* start MATERIAL *
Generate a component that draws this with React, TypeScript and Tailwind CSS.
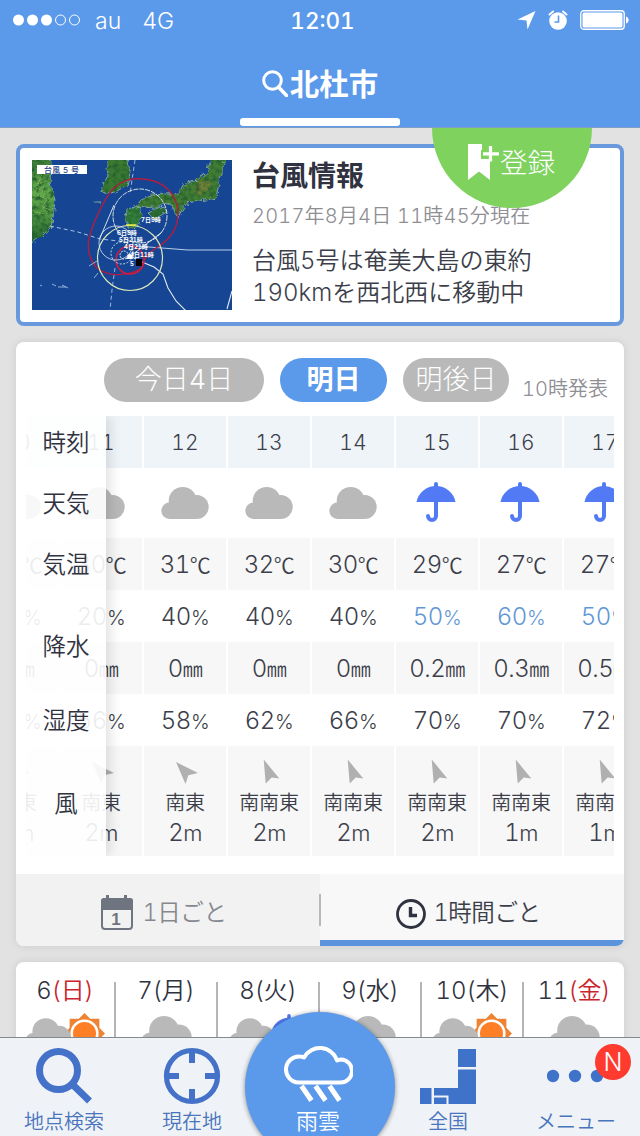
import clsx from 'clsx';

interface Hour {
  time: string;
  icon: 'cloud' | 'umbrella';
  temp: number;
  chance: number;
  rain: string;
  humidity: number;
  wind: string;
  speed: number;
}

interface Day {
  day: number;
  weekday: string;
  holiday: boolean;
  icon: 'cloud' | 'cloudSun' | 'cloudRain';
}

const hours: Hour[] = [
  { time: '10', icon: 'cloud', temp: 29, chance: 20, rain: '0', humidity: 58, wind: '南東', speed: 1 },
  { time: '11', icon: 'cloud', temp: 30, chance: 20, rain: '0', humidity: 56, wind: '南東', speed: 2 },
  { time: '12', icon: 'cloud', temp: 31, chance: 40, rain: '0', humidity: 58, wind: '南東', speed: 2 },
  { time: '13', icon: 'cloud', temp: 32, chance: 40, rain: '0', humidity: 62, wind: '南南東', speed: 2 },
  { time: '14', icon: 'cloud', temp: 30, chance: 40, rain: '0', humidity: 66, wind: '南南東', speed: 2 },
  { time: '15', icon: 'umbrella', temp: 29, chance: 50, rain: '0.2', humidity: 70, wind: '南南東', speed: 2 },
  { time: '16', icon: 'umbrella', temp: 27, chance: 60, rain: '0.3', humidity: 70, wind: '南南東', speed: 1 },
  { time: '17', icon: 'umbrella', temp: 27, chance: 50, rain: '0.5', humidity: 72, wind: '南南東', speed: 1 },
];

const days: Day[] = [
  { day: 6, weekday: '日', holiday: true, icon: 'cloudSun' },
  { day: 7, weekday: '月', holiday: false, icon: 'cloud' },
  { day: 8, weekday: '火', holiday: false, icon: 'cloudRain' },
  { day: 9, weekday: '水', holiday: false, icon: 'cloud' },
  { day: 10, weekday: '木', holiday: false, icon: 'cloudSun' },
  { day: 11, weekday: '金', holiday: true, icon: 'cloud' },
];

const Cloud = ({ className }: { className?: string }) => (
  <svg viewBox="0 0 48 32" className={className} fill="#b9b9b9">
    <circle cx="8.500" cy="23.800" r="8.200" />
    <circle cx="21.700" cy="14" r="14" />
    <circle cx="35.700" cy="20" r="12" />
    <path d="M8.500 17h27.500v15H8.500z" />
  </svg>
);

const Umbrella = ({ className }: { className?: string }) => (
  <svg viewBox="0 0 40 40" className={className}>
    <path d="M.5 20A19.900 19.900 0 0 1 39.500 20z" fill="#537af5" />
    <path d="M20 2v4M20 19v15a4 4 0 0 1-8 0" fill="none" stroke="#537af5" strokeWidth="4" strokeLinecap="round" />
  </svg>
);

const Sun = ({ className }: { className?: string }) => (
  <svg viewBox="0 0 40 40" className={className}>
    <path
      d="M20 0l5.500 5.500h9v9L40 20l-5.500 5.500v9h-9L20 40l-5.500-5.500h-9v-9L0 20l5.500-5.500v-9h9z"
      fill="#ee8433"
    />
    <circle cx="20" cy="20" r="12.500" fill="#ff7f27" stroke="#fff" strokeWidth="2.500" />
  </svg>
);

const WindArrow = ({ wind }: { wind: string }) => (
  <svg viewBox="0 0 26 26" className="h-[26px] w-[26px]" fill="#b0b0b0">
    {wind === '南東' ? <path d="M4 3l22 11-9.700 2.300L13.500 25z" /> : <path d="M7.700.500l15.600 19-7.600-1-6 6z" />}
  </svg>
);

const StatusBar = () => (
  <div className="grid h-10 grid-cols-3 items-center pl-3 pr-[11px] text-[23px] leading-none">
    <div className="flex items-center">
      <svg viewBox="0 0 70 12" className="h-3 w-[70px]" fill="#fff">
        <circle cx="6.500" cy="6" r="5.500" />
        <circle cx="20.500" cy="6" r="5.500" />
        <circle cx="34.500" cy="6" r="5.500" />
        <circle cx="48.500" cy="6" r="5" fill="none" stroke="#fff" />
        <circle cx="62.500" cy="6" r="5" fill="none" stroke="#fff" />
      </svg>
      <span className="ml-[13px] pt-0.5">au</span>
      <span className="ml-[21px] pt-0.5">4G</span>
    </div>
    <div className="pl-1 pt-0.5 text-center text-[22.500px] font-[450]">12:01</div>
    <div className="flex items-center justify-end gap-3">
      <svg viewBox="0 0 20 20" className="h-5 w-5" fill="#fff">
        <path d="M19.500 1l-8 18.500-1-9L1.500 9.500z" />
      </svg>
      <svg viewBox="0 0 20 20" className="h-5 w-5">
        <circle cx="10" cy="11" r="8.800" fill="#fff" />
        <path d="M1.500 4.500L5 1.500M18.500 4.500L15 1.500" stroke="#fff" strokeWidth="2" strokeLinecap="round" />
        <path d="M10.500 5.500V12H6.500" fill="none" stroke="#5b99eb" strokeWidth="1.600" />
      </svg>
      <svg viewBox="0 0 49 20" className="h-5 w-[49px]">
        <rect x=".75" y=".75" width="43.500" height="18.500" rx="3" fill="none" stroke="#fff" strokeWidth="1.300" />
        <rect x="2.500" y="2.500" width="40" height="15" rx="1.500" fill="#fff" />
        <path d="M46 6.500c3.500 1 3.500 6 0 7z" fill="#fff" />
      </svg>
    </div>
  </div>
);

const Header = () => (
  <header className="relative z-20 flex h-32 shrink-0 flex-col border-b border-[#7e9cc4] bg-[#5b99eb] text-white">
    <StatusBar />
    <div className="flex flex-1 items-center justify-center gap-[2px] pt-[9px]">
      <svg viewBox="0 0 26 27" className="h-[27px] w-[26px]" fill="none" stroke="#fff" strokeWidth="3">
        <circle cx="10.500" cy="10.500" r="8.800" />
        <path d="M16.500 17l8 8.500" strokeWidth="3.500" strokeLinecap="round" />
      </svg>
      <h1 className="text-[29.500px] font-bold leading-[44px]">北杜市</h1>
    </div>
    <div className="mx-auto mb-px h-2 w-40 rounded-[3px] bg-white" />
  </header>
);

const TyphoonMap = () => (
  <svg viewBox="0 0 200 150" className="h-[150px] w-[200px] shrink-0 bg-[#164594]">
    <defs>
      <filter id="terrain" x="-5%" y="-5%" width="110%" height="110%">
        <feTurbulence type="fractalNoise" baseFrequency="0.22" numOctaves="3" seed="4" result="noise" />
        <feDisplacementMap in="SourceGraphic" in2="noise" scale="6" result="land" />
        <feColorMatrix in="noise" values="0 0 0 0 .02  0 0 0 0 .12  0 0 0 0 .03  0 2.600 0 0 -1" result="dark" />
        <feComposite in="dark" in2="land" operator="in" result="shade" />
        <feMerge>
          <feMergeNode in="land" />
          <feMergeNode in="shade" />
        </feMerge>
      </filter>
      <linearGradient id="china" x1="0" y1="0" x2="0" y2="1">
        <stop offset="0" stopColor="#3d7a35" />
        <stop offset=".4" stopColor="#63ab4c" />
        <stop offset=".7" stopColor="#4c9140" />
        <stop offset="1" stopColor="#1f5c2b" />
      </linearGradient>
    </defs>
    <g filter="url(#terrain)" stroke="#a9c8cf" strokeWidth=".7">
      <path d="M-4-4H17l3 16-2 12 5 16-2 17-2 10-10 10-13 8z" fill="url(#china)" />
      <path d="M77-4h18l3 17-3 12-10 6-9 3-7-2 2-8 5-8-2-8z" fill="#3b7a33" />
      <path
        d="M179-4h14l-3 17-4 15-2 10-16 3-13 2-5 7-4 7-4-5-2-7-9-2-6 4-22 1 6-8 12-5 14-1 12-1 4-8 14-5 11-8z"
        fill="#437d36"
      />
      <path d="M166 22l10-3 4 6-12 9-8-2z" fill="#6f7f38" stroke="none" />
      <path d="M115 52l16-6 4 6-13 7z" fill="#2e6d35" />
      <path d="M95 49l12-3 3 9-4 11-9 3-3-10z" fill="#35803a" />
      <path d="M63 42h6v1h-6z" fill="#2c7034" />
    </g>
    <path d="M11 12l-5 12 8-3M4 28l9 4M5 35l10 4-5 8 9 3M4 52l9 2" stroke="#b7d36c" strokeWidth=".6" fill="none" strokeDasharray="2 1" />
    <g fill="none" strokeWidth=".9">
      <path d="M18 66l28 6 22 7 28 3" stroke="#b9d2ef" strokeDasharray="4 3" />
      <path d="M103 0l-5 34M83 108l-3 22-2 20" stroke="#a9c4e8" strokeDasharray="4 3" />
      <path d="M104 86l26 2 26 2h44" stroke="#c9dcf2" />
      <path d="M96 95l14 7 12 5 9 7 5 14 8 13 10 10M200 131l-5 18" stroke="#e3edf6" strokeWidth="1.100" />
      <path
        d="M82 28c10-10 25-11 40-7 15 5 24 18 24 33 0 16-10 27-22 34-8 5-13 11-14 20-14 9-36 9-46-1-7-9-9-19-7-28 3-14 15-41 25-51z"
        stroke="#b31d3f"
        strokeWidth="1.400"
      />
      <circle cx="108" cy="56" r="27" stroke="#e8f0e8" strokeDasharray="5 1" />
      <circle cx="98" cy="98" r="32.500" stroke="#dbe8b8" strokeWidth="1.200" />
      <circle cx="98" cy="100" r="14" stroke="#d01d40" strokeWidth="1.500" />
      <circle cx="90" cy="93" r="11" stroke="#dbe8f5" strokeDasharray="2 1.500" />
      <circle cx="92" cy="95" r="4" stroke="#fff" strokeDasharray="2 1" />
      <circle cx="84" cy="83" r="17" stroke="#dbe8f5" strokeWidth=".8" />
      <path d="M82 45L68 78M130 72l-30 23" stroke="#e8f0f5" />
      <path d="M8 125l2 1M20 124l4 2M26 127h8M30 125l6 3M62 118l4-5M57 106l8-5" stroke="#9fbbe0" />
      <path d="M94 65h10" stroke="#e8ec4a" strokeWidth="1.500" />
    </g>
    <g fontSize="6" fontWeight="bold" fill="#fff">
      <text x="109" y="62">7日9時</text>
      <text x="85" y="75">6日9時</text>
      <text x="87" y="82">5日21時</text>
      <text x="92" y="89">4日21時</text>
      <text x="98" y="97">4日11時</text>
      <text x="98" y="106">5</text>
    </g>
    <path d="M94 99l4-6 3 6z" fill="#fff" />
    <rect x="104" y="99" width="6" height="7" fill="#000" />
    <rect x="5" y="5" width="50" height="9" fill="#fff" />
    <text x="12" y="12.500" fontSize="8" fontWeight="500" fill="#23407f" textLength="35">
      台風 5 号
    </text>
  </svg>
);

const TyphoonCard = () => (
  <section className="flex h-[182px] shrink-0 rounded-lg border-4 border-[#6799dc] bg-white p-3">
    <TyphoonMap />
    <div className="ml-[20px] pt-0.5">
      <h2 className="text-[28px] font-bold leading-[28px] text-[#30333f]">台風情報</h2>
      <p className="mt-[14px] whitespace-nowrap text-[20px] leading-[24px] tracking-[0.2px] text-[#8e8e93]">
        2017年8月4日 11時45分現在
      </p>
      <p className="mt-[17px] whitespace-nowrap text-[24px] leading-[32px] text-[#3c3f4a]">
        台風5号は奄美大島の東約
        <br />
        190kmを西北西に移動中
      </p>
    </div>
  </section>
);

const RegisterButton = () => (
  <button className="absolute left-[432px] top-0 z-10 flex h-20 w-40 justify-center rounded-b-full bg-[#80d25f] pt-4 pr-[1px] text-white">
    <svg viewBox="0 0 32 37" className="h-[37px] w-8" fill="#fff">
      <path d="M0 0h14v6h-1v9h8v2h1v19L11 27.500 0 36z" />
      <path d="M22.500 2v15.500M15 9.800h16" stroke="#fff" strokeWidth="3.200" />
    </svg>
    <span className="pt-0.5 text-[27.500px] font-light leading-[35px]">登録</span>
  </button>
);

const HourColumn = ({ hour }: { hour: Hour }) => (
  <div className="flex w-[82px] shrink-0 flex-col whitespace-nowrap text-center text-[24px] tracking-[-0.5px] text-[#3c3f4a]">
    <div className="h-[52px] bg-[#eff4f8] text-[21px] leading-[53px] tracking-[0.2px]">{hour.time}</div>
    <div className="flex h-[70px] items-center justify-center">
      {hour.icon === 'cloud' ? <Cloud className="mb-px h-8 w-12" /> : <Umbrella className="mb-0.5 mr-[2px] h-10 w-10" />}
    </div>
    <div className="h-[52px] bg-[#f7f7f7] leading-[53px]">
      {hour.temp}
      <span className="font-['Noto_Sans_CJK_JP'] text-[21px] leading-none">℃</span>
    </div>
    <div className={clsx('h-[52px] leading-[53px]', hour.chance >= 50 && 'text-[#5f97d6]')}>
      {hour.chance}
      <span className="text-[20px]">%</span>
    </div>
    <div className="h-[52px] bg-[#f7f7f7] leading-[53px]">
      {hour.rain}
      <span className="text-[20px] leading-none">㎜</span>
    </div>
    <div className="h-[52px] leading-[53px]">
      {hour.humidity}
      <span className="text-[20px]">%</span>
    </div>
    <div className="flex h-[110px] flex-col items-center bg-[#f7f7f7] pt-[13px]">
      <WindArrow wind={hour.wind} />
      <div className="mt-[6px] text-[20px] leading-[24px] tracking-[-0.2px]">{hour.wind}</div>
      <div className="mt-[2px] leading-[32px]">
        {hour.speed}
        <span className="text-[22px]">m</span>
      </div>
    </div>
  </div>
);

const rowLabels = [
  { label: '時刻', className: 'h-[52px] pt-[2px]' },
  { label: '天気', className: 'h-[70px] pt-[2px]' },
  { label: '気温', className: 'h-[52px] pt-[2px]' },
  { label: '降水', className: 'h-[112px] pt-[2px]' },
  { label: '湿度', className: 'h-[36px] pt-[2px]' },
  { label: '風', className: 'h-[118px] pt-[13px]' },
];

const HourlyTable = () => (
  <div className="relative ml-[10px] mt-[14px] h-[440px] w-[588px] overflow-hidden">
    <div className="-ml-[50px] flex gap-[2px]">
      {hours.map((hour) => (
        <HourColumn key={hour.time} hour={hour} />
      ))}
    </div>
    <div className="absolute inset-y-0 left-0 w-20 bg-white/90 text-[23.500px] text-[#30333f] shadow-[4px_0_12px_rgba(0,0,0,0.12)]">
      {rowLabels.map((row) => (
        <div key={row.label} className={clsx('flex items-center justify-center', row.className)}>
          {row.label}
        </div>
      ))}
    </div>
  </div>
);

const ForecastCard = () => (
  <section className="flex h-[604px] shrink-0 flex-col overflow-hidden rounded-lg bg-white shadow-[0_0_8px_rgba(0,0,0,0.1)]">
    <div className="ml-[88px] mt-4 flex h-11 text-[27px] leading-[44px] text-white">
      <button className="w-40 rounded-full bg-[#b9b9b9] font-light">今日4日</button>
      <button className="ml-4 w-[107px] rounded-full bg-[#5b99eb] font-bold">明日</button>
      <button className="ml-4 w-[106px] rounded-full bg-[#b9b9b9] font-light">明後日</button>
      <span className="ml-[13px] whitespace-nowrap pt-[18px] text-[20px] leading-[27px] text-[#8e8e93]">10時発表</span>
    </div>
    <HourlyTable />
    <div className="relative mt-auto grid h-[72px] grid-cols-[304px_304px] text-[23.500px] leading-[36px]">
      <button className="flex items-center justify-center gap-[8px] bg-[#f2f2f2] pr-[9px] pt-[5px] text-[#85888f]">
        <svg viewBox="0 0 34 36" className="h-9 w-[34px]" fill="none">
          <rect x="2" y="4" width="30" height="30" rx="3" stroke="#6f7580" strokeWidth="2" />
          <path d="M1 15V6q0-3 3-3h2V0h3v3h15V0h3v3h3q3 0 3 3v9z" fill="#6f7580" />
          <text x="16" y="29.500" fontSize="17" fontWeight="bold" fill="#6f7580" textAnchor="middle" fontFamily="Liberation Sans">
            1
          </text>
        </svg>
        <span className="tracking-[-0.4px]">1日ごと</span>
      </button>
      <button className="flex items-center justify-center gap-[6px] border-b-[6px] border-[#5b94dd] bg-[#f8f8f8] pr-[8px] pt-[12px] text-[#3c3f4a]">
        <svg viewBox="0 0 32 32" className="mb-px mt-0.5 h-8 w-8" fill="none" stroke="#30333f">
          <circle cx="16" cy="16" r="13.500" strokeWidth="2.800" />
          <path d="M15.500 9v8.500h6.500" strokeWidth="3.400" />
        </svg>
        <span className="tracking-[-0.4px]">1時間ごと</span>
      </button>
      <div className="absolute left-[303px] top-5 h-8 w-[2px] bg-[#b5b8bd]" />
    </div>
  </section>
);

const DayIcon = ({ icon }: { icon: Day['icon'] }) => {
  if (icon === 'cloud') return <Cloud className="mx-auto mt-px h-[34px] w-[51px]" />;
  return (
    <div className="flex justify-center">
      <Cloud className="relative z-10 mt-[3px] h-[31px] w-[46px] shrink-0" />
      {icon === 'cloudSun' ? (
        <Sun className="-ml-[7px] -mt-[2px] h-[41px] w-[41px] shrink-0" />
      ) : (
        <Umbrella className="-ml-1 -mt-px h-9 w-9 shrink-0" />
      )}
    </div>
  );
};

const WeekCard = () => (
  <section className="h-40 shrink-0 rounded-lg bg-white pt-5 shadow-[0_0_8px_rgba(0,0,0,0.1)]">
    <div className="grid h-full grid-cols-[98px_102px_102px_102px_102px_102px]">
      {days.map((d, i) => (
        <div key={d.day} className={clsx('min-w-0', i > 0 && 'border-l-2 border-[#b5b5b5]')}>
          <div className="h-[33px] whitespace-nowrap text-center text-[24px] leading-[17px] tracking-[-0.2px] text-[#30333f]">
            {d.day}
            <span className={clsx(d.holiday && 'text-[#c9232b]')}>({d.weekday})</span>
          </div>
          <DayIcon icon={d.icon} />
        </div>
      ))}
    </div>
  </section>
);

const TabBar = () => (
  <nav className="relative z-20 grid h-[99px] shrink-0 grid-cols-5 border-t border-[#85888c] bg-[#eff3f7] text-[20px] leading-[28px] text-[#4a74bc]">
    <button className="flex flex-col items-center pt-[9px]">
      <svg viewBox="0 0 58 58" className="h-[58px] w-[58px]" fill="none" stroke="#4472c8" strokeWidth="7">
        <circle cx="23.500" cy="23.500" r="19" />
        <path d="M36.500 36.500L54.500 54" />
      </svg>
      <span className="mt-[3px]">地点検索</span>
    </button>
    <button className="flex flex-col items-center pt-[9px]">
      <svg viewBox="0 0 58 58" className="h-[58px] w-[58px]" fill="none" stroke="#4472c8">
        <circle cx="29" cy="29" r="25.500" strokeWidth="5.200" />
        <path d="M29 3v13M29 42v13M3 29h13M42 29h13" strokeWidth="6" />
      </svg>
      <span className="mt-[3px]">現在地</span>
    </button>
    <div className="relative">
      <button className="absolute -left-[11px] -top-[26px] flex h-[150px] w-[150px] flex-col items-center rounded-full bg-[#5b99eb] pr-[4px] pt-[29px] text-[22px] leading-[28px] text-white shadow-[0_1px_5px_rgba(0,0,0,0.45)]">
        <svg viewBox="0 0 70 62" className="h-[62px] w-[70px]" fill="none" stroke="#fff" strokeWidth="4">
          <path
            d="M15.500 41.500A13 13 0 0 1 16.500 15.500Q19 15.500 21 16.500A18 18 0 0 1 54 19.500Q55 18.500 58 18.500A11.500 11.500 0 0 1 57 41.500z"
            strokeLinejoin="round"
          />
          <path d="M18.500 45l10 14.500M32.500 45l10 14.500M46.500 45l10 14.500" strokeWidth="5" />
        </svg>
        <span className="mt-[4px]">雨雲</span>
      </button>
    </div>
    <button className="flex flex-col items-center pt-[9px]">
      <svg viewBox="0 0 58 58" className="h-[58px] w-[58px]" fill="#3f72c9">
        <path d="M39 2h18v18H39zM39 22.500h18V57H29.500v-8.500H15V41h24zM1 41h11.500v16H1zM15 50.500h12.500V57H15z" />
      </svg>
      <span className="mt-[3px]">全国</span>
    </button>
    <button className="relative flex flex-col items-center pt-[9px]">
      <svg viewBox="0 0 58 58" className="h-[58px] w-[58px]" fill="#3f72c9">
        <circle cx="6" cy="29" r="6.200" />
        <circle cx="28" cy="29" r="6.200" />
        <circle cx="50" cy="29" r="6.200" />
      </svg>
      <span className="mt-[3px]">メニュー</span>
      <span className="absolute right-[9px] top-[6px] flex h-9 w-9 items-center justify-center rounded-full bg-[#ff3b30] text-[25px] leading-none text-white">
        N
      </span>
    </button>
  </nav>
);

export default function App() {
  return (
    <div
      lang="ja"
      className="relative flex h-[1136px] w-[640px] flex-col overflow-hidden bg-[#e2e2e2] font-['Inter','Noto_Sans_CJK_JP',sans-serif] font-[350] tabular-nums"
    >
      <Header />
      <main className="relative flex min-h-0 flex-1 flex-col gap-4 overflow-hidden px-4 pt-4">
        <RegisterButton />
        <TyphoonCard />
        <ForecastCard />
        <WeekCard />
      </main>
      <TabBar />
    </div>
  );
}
* end MATERIAL *
• THE PROBLEM: Quote, exactly and only, the lines from the first line of the data above through the line containing "import clsx from 'clsx';". The pictures do not belong in it.

• TASK ANSWER:
Generate a component that draws this with React, TypeScript and Tailwind CSS.
import clsx from 'clsx';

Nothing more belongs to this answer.